Report every line in the listing that contains the string "this".

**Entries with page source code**
__________

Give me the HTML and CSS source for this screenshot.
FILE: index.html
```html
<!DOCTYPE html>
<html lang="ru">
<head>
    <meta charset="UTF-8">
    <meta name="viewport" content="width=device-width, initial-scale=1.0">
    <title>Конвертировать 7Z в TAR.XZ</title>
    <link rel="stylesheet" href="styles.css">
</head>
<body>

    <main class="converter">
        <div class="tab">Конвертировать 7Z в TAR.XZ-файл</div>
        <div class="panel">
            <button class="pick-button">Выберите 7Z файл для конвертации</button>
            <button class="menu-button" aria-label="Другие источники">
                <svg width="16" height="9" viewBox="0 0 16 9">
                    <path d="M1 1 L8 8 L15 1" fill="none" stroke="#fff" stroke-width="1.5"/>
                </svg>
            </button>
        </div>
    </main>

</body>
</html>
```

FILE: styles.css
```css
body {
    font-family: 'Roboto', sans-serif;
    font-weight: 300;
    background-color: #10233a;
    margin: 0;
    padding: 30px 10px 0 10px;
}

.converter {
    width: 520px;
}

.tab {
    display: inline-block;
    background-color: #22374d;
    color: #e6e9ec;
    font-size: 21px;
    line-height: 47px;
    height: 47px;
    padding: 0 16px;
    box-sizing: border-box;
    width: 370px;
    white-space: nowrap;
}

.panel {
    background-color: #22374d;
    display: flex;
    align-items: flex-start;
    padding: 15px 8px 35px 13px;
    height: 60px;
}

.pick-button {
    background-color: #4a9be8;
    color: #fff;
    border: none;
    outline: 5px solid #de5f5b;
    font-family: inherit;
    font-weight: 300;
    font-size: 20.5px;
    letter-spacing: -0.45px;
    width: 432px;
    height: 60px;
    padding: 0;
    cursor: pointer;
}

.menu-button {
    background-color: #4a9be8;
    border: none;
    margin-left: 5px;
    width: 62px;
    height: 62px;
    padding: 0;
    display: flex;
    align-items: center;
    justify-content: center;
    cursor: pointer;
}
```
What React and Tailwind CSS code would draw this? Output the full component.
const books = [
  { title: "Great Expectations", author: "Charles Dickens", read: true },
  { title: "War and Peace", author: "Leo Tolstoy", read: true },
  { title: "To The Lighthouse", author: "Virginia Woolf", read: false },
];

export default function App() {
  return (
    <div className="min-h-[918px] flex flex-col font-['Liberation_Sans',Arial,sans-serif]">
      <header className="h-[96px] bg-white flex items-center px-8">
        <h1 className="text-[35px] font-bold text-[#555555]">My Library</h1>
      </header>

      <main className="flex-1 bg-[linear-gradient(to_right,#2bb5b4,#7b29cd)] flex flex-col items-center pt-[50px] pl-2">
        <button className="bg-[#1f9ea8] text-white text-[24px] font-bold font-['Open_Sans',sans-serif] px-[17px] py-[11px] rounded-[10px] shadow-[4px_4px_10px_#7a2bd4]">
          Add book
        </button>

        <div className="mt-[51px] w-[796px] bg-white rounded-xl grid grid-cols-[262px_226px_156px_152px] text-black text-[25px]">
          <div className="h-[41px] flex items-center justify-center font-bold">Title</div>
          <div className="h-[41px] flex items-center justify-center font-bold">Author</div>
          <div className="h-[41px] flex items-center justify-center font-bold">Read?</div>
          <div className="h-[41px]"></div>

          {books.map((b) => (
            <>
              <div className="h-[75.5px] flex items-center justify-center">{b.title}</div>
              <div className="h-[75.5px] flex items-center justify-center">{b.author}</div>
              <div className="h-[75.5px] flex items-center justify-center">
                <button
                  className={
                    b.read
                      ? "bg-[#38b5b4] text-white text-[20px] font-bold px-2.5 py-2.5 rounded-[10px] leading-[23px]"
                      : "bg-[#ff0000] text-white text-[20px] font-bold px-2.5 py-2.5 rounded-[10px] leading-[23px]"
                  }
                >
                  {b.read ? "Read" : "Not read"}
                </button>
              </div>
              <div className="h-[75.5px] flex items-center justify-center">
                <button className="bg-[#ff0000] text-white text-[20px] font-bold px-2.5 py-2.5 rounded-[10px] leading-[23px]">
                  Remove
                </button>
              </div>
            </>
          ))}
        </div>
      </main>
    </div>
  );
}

__________

**Complete output**
Give me the HTML and CSS source for this screenshot.
What React and Tailwind CSS code would draw this? Output the full component.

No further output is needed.